⟨

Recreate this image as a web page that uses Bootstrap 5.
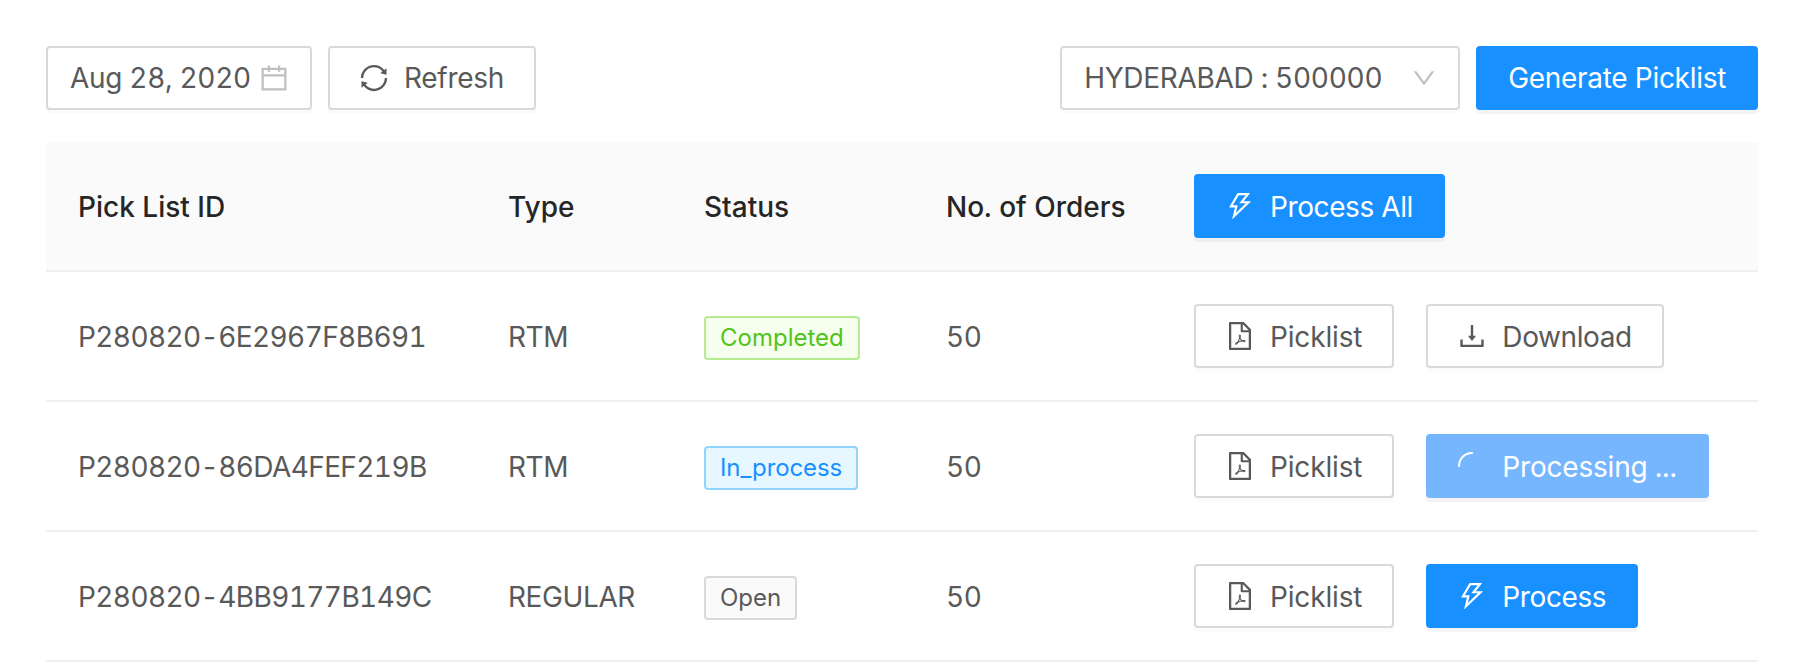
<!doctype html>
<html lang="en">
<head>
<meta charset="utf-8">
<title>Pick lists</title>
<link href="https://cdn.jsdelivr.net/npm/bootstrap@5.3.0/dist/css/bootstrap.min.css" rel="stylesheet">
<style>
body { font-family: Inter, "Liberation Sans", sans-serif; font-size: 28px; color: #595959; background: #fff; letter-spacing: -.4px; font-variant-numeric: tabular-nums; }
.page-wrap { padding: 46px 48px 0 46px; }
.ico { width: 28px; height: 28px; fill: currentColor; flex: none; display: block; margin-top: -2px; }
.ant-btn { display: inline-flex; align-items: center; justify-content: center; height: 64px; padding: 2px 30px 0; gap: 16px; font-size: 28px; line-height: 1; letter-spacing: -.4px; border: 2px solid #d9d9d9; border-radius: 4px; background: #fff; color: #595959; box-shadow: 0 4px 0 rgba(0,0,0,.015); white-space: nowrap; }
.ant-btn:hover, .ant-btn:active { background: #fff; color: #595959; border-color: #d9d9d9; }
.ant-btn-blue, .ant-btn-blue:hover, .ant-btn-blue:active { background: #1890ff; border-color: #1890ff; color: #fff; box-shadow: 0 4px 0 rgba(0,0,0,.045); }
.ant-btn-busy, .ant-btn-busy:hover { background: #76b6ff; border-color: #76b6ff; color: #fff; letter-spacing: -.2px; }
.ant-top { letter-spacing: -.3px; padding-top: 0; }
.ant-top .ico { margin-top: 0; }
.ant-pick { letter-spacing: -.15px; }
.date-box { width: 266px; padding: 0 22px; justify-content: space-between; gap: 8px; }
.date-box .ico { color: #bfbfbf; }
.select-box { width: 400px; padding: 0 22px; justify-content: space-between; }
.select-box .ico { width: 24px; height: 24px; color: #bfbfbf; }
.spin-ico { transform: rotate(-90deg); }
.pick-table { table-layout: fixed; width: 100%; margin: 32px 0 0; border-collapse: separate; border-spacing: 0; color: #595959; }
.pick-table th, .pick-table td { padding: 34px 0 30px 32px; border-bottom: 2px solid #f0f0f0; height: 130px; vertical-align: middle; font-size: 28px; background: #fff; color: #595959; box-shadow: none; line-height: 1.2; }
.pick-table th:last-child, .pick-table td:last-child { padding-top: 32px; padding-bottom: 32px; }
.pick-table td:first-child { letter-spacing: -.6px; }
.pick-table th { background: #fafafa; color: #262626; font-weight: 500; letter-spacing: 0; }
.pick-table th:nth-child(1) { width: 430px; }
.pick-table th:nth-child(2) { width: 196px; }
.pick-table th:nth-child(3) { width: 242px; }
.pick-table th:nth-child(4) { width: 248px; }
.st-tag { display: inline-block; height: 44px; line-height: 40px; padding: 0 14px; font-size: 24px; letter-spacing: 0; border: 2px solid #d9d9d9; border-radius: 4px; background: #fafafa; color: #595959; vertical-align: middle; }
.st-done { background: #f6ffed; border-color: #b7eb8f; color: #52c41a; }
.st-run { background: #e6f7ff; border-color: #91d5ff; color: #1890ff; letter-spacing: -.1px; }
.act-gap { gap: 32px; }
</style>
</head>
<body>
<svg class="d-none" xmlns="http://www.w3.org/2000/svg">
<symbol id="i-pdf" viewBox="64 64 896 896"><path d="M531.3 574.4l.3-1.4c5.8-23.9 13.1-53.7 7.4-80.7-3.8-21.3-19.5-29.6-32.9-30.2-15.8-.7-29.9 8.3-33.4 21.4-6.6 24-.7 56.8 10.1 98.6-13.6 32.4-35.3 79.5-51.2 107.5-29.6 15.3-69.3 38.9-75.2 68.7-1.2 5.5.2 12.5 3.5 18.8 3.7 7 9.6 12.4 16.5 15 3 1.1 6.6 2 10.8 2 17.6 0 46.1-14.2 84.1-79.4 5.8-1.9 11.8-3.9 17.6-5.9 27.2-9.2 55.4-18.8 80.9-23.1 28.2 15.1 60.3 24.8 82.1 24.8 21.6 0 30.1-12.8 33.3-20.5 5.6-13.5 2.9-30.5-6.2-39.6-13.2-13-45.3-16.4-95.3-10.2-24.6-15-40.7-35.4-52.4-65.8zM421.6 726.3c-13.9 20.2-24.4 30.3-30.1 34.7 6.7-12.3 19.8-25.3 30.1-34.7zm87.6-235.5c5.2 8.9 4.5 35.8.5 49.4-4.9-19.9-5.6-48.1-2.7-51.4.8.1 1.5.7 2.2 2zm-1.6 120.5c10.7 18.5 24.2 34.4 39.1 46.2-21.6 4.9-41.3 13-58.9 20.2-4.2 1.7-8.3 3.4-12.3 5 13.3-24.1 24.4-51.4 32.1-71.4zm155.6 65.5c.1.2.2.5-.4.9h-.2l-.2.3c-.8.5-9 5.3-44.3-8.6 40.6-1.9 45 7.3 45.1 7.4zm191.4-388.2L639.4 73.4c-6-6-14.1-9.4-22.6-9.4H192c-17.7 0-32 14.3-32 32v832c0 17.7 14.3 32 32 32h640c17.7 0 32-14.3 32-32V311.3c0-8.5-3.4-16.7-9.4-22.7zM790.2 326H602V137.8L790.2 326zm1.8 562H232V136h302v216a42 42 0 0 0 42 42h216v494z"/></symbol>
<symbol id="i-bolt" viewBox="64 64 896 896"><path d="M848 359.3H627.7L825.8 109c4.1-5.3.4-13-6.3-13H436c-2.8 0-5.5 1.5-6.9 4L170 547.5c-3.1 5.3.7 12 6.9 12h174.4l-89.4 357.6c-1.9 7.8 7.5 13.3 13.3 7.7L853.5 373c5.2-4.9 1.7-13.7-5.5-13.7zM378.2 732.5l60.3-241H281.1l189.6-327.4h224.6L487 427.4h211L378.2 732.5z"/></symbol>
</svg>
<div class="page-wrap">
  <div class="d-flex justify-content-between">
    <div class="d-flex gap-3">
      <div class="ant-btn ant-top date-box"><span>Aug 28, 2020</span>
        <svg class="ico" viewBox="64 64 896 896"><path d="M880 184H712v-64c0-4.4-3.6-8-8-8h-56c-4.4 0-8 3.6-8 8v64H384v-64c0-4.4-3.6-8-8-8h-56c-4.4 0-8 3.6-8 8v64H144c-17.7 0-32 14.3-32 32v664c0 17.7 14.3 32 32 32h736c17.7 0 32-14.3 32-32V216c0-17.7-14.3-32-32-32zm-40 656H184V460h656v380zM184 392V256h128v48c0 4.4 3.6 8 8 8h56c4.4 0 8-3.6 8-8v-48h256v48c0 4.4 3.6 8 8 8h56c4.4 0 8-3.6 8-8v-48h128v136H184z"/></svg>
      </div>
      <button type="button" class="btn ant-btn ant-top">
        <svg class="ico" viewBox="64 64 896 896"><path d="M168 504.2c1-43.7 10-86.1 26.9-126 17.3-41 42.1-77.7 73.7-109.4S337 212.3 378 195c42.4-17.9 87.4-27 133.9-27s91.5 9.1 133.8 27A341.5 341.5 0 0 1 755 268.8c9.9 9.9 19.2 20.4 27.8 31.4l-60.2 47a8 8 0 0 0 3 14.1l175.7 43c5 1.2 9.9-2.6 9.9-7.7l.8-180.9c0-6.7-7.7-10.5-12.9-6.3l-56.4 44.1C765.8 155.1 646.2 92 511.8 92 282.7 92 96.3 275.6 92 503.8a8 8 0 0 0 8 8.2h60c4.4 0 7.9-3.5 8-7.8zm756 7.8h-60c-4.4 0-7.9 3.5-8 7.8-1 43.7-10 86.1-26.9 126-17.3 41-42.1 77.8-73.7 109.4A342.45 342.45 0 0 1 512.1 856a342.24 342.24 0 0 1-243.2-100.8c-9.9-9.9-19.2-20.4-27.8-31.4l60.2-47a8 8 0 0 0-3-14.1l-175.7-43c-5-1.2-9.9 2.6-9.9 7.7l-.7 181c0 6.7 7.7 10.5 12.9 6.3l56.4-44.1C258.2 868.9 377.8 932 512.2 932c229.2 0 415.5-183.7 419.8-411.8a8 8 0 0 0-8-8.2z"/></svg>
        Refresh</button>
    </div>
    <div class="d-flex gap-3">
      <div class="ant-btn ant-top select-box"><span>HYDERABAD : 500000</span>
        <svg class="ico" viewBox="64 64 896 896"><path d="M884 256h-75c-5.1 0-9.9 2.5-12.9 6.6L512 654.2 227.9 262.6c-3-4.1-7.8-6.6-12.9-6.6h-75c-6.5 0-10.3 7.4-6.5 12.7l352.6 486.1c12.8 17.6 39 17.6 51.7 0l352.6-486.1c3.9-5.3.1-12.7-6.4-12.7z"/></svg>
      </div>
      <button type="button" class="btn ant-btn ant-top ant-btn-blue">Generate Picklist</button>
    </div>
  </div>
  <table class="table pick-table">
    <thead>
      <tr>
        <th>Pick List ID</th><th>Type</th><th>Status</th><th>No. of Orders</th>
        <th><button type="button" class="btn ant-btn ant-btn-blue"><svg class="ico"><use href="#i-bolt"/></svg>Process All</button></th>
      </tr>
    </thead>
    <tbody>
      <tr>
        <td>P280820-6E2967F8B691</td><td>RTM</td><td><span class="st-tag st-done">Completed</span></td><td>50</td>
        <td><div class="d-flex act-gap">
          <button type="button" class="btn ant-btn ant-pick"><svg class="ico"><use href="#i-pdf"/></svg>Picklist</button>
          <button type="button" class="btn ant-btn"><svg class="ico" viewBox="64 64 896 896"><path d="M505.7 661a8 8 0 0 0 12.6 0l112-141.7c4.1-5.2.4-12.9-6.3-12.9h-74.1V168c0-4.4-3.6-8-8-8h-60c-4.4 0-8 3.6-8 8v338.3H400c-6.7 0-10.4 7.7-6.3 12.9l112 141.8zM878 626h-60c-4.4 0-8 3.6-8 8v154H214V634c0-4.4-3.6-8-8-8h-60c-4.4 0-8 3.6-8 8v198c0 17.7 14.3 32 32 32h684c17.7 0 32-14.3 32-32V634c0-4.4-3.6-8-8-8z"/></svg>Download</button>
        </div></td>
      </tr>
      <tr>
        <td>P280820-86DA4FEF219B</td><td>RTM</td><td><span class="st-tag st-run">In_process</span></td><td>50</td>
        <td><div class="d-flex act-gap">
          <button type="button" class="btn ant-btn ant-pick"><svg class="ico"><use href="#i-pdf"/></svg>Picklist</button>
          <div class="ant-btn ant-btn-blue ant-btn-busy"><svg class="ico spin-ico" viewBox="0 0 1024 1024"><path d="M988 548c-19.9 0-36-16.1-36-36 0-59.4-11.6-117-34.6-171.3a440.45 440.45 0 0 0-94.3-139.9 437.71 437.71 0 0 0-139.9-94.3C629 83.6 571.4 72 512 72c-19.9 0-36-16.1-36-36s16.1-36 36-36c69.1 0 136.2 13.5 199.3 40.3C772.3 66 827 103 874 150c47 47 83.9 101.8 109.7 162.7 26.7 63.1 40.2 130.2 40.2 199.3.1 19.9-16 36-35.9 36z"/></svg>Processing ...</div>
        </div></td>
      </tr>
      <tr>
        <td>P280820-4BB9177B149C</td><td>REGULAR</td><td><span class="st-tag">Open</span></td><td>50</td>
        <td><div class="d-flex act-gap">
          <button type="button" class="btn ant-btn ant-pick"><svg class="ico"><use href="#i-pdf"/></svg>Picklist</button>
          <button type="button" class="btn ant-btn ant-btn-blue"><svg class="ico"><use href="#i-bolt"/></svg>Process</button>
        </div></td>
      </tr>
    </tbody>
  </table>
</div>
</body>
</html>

⟩
⟨

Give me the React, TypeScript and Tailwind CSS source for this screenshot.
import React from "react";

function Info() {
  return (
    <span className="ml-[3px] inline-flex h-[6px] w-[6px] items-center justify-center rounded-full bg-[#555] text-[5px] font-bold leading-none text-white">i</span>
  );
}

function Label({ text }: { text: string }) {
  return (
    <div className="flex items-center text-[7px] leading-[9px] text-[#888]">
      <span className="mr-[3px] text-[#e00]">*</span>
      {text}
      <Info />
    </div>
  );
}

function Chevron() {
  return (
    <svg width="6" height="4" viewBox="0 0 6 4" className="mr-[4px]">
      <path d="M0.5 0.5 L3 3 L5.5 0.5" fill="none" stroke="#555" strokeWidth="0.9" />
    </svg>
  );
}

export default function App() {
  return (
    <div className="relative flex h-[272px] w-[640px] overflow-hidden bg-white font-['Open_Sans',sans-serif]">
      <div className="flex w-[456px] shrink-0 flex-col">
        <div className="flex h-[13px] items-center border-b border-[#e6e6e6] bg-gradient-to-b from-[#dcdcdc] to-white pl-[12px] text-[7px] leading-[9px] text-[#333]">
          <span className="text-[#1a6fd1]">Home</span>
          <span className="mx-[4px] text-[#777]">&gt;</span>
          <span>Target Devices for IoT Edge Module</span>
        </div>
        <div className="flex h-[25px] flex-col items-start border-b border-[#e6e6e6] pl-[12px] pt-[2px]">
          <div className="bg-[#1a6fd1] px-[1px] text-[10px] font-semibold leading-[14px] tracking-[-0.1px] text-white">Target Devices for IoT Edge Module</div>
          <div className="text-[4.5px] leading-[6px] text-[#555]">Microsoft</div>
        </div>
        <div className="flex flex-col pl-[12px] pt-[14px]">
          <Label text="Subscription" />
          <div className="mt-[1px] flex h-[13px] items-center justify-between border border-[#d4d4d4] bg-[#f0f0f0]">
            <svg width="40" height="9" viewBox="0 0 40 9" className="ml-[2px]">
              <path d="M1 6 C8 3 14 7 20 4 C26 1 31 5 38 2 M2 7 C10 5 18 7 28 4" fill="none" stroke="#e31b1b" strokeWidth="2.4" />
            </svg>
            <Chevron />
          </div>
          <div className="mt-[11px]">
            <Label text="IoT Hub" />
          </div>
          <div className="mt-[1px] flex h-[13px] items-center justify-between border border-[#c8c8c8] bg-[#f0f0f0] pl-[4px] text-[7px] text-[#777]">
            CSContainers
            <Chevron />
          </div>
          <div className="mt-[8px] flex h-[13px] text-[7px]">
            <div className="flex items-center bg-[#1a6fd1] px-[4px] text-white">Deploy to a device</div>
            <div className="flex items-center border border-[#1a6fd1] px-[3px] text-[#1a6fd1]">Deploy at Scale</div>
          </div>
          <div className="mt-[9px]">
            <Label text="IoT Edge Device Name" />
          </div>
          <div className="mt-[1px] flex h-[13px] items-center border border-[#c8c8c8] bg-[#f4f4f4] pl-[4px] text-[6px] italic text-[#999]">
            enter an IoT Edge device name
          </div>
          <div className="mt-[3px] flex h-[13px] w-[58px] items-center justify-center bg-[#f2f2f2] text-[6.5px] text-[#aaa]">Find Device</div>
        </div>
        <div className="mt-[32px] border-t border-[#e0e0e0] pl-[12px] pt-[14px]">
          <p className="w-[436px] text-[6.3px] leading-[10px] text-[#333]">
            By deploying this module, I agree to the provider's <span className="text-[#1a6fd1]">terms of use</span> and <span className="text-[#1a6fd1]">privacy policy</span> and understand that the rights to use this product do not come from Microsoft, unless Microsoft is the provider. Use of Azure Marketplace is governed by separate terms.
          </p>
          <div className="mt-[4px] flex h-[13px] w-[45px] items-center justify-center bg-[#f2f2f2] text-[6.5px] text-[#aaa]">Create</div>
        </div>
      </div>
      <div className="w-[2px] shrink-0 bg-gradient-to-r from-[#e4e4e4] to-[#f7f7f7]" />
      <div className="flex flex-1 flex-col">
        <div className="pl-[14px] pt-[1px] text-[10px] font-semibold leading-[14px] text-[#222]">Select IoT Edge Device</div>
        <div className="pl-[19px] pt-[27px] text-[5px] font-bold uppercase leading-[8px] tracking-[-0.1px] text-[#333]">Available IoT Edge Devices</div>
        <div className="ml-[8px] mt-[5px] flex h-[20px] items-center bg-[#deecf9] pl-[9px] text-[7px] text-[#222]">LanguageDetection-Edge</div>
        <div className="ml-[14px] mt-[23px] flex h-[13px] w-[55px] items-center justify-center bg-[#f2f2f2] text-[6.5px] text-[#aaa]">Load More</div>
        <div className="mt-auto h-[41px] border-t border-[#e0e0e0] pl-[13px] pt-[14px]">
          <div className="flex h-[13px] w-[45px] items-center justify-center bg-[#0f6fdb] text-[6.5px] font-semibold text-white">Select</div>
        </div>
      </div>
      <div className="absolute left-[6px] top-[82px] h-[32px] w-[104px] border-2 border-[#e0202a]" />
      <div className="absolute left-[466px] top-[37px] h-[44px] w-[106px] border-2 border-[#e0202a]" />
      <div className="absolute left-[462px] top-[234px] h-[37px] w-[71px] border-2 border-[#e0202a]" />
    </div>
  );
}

⟩
⟨

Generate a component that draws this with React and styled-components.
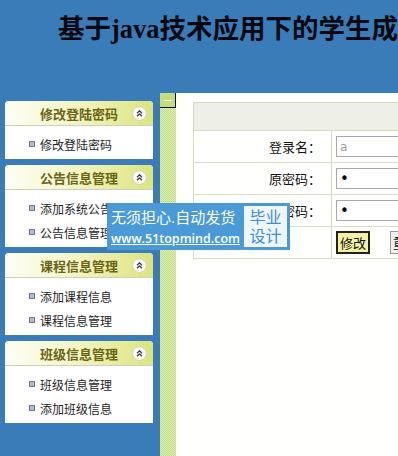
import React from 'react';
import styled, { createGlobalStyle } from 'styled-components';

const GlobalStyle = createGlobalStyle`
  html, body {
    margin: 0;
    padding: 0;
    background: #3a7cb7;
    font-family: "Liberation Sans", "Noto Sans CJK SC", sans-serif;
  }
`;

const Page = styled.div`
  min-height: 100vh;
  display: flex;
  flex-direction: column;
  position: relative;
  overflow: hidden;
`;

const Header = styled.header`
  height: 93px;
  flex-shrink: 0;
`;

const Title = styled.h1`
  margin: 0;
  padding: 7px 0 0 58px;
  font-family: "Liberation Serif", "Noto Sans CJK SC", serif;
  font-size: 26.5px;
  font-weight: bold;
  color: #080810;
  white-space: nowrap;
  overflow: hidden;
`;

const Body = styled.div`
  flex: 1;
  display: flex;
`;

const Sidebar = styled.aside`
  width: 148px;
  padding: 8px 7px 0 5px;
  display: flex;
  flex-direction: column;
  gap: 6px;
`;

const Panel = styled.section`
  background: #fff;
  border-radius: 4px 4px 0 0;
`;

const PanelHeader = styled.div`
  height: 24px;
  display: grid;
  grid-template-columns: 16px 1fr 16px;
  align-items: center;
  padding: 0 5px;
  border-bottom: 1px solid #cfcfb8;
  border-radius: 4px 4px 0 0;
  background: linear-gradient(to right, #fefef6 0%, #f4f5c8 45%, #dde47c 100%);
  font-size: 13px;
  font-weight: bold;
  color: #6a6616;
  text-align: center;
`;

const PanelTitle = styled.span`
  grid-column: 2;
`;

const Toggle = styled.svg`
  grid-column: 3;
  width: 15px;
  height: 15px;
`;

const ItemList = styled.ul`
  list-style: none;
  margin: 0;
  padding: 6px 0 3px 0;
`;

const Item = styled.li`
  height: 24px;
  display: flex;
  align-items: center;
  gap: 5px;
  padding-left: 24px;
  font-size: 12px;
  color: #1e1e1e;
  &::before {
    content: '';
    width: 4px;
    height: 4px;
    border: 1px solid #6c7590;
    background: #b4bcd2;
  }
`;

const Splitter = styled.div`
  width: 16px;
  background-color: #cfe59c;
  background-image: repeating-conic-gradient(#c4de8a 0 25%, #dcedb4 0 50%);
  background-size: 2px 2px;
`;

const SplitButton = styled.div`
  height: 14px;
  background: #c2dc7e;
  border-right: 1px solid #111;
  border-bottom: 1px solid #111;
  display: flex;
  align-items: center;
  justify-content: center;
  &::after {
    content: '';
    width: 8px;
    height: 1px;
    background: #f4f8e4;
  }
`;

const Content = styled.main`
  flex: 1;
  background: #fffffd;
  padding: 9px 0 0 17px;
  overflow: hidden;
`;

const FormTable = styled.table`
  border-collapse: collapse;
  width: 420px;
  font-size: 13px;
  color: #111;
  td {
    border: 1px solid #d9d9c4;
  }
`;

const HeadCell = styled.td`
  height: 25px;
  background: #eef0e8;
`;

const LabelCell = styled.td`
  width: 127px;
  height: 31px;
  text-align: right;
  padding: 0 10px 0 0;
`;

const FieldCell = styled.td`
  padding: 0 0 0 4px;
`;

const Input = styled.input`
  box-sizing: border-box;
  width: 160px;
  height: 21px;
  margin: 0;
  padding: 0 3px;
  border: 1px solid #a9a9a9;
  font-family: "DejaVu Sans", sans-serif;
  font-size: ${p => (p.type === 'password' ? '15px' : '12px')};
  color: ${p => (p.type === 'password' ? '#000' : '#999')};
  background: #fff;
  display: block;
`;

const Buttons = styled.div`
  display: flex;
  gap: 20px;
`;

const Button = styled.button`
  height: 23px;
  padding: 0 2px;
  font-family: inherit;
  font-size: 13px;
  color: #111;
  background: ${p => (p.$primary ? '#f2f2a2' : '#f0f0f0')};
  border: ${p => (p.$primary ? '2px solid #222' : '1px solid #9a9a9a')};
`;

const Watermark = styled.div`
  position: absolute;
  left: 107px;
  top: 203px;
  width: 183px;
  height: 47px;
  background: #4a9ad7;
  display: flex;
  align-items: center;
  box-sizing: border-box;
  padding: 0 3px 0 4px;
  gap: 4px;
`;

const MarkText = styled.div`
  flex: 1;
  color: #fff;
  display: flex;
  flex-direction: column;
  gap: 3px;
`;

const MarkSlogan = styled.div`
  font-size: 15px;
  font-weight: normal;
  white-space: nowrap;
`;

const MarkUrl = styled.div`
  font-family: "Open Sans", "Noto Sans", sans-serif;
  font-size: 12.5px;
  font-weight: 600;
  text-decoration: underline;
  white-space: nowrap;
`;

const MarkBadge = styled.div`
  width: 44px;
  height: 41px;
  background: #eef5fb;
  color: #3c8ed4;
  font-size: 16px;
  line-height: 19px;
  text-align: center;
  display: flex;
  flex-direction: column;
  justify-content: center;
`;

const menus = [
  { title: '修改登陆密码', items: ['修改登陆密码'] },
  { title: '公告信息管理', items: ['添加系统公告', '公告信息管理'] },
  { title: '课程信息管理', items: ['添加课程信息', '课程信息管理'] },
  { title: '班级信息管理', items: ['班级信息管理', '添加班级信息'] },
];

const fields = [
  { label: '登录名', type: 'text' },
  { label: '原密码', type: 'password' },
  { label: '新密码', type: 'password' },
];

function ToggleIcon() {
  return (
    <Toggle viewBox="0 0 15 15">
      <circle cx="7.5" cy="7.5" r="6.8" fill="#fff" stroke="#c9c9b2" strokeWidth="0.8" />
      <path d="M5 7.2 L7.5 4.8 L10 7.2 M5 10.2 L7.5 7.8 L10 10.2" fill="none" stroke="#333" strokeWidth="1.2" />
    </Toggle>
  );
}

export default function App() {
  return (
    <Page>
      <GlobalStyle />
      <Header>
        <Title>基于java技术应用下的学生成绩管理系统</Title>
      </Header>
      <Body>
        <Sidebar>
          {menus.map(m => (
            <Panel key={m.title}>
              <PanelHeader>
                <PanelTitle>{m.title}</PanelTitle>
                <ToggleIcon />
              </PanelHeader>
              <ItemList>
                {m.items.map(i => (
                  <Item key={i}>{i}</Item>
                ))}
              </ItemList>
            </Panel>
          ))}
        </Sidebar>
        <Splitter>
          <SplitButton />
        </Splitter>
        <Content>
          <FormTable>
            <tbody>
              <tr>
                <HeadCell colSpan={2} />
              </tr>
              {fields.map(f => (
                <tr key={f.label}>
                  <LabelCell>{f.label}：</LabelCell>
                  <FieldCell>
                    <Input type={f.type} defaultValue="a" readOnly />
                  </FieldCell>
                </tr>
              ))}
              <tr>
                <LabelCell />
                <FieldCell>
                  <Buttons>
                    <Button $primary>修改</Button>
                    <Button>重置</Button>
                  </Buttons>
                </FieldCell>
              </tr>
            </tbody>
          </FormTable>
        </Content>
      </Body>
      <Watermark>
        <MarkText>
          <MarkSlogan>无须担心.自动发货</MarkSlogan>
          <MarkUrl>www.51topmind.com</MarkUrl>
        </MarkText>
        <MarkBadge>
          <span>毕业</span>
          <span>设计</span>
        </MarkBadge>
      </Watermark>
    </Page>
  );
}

⟩

What you will do.
Your answer should be a single number: how many lines of the material contain the word "Generate".

Task output.
2